STATED EXERCISE :: Make an exact transcription of the material, leaving out all images.

RAW DATA ::
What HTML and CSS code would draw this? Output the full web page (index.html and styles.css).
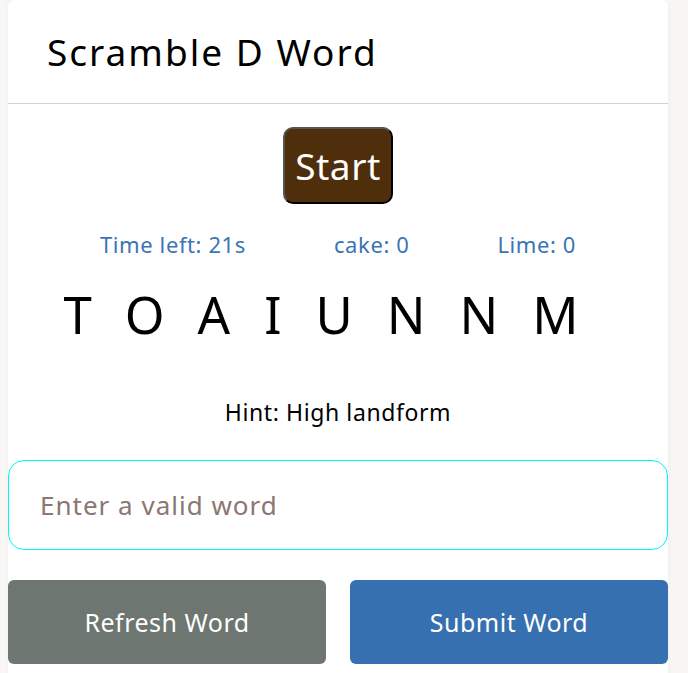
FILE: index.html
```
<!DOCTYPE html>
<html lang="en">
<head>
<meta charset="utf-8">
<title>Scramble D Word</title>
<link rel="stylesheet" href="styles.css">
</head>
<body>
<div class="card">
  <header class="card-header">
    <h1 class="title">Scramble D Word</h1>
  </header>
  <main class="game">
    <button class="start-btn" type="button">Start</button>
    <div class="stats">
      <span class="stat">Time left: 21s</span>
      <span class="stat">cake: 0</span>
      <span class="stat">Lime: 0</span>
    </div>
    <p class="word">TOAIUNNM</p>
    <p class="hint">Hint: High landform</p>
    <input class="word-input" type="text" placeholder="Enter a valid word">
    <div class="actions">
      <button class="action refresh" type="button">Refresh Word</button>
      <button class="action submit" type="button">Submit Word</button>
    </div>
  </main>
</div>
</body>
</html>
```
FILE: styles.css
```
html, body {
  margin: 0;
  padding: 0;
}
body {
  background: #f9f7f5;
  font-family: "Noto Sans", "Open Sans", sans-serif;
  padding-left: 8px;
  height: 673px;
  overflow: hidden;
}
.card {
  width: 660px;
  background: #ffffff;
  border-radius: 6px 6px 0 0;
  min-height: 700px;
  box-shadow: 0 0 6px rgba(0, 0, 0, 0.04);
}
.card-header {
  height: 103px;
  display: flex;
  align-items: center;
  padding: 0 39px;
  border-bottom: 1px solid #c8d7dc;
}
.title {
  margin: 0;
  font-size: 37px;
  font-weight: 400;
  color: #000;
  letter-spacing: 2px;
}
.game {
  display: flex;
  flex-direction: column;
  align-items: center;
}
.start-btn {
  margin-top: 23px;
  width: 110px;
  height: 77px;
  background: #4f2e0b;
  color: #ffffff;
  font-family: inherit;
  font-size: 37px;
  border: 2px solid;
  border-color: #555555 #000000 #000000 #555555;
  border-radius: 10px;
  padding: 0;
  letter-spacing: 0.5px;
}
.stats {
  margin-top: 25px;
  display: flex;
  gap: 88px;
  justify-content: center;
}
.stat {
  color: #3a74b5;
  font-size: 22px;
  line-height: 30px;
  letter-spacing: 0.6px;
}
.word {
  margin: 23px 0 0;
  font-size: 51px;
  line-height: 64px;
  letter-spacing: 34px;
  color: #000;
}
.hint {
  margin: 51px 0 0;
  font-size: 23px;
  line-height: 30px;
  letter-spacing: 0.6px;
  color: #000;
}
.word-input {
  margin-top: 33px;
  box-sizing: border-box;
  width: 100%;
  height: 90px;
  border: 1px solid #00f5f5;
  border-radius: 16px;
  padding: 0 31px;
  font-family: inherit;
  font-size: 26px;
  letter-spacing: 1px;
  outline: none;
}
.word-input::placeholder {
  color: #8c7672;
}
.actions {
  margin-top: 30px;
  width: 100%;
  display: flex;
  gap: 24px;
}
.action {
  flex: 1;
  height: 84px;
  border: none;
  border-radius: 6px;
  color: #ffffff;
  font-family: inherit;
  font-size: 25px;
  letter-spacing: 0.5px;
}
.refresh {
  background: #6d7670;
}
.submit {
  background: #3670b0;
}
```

SOLUTION TO THIS PROBLEM ::
What HTML and CSS code would draw this? Output the full web page (index.html and styles.css).
FILE: index.html
```
<!DOCTYPE html>
<html lang="en">
<head>
<meta charset="utf-8">
<title>Scramble D Word</title>
<link rel="stylesheet" href="styles.css">
</head>
<body>
<div class="card">
  <header class="card-header">
    <h1 class="title">Scramble D Word</h1>
  </header>
  <main class="game">
    <button class="start-btn" type="button">Start</button>
    <div class="stats">
      <span class="stat">Time left: 21s</span>
      <span class="stat">cake: 0</span>
      <span class="stat">Lime: 0</span>
    </div>
    <p class="word">TOAIUNNM</p>
    <p class="hint">Hint: High landform</p>
    <input class="word-input" type="text" placeholder="Enter a valid word">
    <div class="actions">
      <button class="action refresh" type="button">Refresh Word</button>
      <button class="action submit" type="button">Submit Word</button>
    </div>
  </main>
</div>
</body>
</html>
```
FILE: styles.css
```
html, body {
  margin: 0;
  padding: 0;
}
body {
  background: #f9f7f5;
  font-family: "Noto Sans", "Open Sans", sans-serif;
  padding-left: 8px;
  height: 673px;
  overflow: hidden;
}
.card {
  width: 660px;
  background: #ffffff;
  border-radius: 6px 6px 0 0;
  min-height: 700px;
  box-shadow: 0 0 6px rgba(0, 0, 0, 0.04);
}
.card-header {
  height: 103px;
  display: flex;
  align-items: center;
  padding: 0 39px;
  border-bottom: 1px solid #c8d7dc;
}
.title {
  margin: 0;
  font-size: 37px;
  font-weight: 400;
  color: #000;
  letter-spacing: 2px;
}
.game {
  display: flex;
  flex-direction: column;
  align-items: center;
}
.start-btn {
  margin-top: 23px;
  width: 110px;
  height: 77px;
  background: #4f2e0b;
  color: #ffffff;
  font-family: inherit;
  font-size: 37px;
  border: 2px solid;
  border-color: #555555 #000000 #000000 #555555;
  border-radius: 10px;
  padding: 0;
  letter-spacing: 0.5px;
}
.stats {
  margin-top: 25px;
  display: flex;
  gap: 88px;
  justify-content: center;
}
.stat {
  color: #3a74b5;
  font-size: 22px;
  line-height: 30px;
  letter-spacing: 0.6px;
}
.word {
  margin: 23px 0 0;
  font-size: 51px;
  line-height: 64px;
  letter-spacing: 34px;
  color: #000;
}
.hint {
  margin: 51px 0 0;
  font-size: 23px;
  line-height: 30px;
  letter-spacing: 0.6px;
  color: #000;
}
.word-input {
  margin-top: 33px;
  box-sizing: border-box;
  width: 100%;
  height: 90px;
  border: 1px solid #00f5f5;
  border-radius: 16px;
  padding: 0 31px;
  font-family: inherit;
  font-size: 26px;
  letter-spacing: 1px;
  outline: none;
}
.word-input::placeholder {
  color: #8c7672;
}
.actions {
  margin-top: 30px;
  width: 100%;
  display: flex;
  gap: 24px;
}
.action {
  flex: 1;
  height: 84px;
  border: none;
  border-radius: 6px;
  color: #ffffff;
  font-family: inherit;
  font-size: 25px;
  letter-spacing: 0.5px;
}
.refresh {
  background: #6d7670;
}
.submit {
  background: #3670b0;
}
```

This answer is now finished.